## BEGIN Excerpted data

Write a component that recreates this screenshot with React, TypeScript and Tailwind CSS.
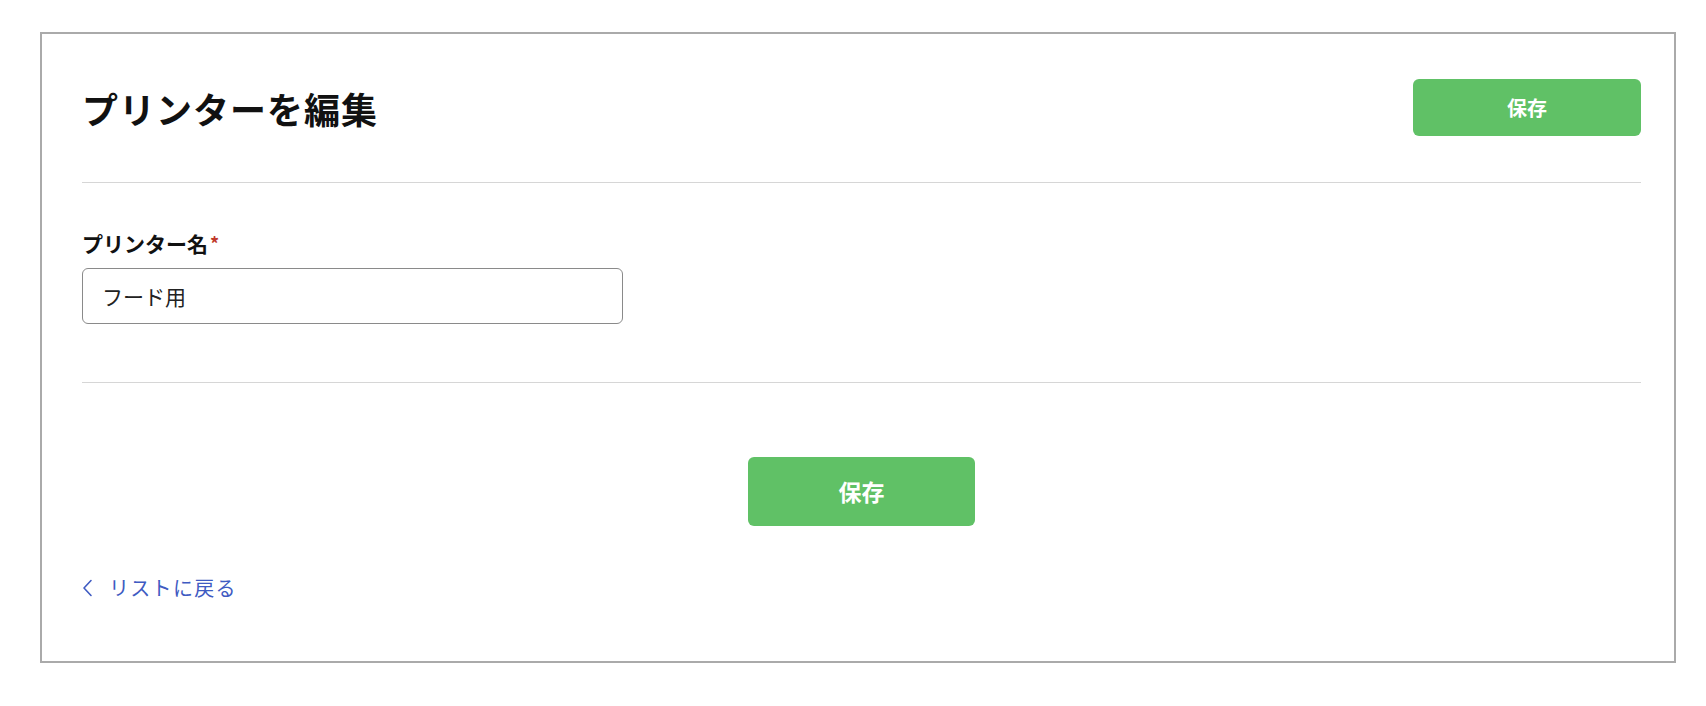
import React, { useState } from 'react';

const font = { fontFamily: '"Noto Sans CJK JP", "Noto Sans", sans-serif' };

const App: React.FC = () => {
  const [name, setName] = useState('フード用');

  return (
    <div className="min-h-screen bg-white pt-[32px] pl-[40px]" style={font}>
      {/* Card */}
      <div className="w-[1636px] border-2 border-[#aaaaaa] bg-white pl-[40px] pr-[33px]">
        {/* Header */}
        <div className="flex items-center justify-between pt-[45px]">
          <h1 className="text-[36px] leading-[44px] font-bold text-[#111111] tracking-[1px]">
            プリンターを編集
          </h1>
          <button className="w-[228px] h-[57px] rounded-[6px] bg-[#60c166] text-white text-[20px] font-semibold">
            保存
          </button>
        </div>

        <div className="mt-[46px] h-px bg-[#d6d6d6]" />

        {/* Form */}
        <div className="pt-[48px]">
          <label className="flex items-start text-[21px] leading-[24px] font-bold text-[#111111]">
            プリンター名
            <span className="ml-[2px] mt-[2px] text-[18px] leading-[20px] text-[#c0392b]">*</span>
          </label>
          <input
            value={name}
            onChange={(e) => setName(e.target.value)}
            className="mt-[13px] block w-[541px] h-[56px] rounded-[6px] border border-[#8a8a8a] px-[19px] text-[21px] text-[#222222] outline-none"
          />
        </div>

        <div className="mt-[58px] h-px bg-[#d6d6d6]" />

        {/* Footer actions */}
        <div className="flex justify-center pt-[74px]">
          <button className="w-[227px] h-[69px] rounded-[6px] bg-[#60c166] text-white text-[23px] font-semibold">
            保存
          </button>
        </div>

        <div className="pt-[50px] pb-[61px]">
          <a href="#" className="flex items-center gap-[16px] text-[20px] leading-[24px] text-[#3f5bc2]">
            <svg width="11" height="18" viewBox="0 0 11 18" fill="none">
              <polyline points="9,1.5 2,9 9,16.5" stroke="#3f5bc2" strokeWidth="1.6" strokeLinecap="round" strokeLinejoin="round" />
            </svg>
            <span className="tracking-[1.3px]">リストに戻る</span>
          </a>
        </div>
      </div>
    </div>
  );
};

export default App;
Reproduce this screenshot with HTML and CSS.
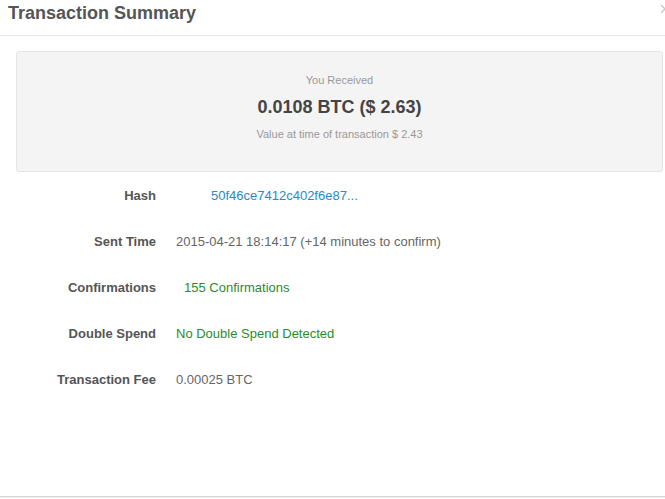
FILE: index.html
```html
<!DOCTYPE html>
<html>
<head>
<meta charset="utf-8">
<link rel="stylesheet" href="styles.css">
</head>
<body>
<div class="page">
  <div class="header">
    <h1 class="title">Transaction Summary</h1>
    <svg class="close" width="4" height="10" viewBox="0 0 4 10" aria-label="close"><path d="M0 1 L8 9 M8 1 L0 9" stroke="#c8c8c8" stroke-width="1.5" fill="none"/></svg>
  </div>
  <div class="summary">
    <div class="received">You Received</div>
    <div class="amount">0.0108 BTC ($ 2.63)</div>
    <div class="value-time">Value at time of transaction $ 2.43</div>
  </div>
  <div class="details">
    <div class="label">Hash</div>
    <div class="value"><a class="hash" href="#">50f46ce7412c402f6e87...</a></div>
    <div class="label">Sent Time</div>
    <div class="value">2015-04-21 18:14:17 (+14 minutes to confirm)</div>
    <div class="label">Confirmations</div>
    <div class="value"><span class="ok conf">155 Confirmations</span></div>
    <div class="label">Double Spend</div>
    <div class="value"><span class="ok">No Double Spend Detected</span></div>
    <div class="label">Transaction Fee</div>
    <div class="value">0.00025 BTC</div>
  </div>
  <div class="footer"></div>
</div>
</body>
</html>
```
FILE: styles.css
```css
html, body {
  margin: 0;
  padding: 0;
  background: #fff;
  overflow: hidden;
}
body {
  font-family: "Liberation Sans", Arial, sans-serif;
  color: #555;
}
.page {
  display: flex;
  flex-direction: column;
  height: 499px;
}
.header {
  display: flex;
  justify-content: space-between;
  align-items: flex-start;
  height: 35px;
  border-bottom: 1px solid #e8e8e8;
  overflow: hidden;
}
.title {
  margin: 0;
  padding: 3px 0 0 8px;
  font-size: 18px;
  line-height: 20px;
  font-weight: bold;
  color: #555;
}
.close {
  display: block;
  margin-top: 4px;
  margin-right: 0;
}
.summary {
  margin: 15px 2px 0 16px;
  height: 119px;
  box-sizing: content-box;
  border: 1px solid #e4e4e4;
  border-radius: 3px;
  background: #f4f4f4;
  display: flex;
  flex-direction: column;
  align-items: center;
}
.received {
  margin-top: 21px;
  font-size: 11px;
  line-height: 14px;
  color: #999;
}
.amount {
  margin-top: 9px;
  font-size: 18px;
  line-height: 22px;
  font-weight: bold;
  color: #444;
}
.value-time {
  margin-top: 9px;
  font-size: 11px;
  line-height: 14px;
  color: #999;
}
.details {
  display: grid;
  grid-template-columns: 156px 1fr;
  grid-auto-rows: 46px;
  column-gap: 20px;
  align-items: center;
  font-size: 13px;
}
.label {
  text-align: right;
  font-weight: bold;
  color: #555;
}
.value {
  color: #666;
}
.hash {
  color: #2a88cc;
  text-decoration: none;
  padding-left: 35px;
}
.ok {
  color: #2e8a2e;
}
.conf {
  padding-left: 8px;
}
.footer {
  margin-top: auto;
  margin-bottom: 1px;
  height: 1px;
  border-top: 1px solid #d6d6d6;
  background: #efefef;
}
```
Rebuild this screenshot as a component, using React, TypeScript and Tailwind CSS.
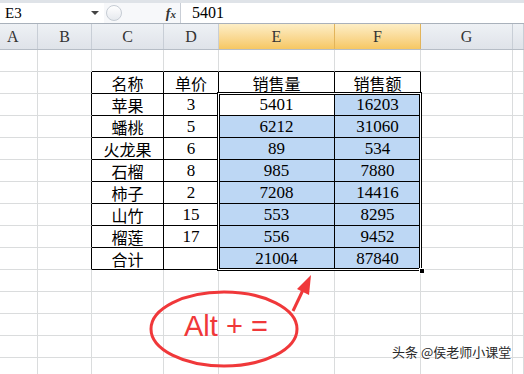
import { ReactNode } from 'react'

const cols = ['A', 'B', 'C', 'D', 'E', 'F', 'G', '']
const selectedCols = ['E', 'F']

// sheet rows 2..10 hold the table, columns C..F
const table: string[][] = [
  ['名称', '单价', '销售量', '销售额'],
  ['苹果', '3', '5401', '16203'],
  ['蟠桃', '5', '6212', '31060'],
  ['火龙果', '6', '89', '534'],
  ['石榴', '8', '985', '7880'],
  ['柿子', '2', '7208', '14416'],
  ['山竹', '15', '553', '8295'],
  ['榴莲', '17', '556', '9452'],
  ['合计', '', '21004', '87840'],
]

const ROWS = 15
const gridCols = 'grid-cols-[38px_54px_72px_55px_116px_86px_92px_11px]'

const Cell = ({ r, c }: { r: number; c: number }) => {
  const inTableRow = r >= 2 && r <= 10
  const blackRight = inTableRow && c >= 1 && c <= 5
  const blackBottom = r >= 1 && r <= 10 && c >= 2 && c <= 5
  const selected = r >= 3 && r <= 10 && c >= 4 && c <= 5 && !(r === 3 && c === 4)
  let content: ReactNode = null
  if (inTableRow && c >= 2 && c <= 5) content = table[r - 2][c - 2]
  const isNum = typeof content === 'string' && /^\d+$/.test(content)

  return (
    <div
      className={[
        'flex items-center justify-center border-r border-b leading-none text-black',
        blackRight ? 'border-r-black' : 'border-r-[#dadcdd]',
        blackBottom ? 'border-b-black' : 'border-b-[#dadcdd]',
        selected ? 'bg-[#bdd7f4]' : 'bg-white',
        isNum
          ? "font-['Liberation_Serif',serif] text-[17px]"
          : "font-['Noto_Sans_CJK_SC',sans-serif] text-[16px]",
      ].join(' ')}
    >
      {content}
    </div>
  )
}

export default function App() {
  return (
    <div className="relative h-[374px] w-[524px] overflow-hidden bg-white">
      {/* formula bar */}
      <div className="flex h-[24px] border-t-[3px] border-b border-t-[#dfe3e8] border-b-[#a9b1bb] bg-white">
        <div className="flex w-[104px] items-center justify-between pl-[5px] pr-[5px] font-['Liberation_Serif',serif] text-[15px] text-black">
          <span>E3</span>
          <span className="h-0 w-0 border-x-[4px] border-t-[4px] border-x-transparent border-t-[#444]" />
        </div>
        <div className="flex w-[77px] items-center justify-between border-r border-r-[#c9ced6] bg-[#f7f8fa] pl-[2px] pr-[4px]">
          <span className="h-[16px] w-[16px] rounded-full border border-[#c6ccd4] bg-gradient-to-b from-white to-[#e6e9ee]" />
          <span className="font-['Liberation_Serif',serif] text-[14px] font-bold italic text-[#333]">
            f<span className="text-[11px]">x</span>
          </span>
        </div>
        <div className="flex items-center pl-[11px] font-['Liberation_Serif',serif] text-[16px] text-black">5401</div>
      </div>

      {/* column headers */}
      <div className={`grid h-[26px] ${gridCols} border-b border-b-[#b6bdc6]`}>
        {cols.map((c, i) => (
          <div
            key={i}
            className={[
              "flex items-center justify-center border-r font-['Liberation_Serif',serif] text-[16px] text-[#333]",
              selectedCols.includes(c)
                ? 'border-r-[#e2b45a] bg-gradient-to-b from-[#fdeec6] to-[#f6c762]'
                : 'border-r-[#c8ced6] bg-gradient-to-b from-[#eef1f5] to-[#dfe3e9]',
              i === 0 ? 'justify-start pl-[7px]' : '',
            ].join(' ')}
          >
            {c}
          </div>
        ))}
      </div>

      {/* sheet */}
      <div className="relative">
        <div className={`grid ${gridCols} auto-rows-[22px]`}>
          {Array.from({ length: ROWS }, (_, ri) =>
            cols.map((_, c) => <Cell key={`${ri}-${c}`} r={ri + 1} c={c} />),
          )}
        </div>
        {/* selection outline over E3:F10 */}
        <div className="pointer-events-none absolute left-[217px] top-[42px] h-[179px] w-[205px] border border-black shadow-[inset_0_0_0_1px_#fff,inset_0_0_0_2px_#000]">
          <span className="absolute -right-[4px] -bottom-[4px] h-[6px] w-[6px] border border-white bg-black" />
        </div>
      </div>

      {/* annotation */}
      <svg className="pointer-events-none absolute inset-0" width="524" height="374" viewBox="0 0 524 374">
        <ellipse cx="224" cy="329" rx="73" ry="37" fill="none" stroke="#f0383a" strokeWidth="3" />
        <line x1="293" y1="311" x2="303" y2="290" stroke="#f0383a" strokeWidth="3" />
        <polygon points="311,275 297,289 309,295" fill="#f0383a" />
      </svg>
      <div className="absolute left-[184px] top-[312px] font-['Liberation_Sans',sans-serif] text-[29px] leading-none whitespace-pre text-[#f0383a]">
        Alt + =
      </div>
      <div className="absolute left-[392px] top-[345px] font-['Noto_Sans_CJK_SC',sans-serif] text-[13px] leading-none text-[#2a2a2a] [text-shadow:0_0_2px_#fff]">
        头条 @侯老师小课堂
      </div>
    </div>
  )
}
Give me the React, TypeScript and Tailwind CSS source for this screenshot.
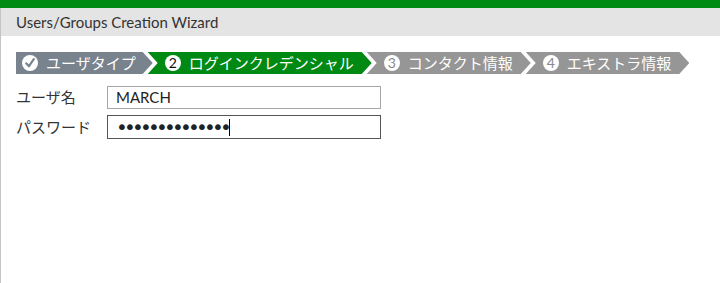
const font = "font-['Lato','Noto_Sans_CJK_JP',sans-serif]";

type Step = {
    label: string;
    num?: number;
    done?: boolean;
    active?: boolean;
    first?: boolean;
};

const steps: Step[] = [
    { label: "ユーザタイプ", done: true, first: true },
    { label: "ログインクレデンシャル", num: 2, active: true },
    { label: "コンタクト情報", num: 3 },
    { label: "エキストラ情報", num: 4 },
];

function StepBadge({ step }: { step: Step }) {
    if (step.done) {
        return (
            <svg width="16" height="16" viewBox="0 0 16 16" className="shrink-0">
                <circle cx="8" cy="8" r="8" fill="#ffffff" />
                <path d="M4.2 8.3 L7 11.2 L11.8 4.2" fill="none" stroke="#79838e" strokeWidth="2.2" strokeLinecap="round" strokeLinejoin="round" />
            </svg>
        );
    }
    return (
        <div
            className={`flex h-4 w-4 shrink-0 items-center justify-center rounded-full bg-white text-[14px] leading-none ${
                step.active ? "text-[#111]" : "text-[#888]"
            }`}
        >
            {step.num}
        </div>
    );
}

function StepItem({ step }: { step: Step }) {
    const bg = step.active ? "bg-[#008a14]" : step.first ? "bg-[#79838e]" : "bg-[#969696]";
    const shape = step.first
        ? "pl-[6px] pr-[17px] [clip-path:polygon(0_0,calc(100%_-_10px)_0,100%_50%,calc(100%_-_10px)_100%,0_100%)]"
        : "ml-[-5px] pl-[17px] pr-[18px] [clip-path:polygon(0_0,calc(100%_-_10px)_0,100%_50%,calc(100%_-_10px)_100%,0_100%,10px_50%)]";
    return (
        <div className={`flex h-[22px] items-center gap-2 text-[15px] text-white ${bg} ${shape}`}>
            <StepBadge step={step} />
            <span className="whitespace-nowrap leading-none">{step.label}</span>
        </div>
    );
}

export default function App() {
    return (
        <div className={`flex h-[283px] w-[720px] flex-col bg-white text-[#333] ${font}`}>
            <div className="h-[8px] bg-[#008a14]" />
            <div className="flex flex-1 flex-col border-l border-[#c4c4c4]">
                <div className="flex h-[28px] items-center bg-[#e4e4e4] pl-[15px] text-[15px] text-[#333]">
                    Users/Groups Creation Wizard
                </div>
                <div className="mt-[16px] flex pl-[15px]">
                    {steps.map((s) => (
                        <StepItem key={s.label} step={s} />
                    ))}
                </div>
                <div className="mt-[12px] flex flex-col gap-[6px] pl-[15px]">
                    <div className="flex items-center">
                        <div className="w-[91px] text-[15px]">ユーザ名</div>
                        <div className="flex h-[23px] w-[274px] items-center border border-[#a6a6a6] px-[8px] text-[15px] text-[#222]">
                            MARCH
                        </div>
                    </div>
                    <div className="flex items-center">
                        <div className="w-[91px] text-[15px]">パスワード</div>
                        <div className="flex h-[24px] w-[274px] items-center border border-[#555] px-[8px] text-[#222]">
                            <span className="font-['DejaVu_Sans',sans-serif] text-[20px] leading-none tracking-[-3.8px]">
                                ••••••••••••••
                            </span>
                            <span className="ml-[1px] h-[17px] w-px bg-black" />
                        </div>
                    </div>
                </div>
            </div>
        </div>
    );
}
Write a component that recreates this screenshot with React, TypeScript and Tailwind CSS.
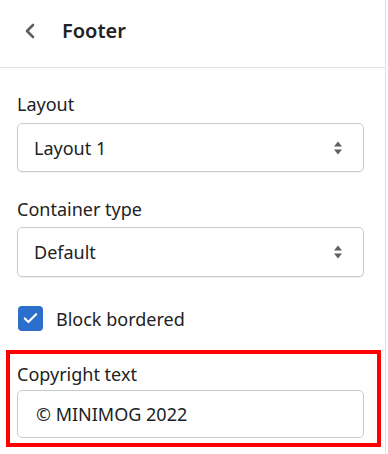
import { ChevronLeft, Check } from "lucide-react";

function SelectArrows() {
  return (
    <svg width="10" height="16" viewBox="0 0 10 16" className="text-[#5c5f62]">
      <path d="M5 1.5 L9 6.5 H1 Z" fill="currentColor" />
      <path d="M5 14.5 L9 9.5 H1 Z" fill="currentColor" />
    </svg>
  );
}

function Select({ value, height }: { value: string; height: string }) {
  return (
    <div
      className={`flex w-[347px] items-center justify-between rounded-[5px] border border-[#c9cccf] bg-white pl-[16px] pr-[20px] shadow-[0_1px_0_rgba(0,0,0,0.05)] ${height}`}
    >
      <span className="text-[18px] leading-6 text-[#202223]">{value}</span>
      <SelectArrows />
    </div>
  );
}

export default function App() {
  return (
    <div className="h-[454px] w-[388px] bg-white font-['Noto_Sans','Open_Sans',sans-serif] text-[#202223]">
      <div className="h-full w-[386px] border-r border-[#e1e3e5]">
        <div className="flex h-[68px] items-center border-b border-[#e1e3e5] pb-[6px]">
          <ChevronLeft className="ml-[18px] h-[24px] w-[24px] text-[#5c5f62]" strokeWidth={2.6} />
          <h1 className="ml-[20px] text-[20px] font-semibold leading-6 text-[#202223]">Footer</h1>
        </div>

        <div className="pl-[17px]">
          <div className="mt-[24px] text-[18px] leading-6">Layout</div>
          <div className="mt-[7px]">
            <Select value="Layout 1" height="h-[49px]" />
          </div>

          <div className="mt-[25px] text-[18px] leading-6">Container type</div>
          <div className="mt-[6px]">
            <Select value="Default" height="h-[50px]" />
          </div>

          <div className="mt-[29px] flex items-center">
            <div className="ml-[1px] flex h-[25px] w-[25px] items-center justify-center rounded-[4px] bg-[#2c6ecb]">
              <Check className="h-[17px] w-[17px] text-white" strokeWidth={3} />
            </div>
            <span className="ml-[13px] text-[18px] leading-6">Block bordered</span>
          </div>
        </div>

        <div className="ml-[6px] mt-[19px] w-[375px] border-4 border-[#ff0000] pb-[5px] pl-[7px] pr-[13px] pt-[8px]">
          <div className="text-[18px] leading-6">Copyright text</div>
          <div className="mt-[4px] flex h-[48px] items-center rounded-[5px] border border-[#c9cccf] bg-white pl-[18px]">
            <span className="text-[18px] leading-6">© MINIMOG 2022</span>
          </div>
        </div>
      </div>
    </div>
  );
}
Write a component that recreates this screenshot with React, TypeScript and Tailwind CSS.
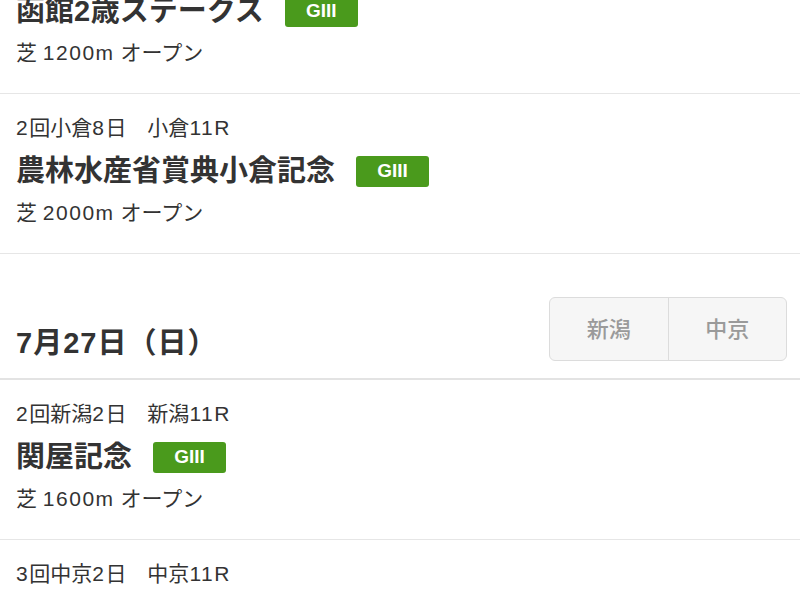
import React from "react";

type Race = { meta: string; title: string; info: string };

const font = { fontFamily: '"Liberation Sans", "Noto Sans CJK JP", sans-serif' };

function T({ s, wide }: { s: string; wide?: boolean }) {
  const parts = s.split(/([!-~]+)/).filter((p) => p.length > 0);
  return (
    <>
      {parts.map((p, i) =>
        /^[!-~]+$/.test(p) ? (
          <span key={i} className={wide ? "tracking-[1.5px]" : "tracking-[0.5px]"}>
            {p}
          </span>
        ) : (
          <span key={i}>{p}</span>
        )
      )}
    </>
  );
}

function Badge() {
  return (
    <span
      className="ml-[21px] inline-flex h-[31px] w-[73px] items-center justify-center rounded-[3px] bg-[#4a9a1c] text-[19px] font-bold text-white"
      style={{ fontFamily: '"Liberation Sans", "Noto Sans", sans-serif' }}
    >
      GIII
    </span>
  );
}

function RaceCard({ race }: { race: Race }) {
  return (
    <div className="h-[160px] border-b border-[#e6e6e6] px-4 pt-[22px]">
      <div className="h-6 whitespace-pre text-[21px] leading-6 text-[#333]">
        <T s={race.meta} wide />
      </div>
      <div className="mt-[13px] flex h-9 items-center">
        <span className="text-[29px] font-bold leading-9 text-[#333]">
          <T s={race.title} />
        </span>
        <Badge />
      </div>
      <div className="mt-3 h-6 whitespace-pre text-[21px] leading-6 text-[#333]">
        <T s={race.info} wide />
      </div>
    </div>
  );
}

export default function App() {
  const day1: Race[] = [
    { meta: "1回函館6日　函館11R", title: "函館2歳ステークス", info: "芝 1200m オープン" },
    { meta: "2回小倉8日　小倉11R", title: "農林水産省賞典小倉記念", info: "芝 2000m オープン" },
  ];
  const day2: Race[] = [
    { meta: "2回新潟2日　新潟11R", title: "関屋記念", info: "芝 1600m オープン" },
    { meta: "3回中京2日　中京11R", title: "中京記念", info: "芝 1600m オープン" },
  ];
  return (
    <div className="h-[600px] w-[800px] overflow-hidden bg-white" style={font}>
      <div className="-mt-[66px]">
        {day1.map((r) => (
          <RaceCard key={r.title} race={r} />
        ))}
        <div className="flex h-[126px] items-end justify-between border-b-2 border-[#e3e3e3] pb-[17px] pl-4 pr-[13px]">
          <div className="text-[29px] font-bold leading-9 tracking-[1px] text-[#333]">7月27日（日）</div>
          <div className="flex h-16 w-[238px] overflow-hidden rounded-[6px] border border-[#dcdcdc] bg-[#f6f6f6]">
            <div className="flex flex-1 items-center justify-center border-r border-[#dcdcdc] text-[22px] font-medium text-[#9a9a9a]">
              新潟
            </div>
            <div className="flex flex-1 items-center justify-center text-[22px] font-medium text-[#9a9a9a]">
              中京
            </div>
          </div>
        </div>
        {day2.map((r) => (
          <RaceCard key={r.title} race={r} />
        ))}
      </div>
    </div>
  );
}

## END Excerpted data

# Task goal
Pictures are not part of the copy. Reproduce the lines from the one containing "Rebuild this screenshot" through the one containing "const selectedCols = ['E', 'F']", exactly and nothing more.

# Worked solution
Rebuild this screenshot as a component, using React, TypeScript and Tailwind CSS.
import { ReactNode } from 'react'

const cols = ['A', 'B', 'C', 'D', 'E', 'F', 'G', '']
const selectedCols = ['E', 'F']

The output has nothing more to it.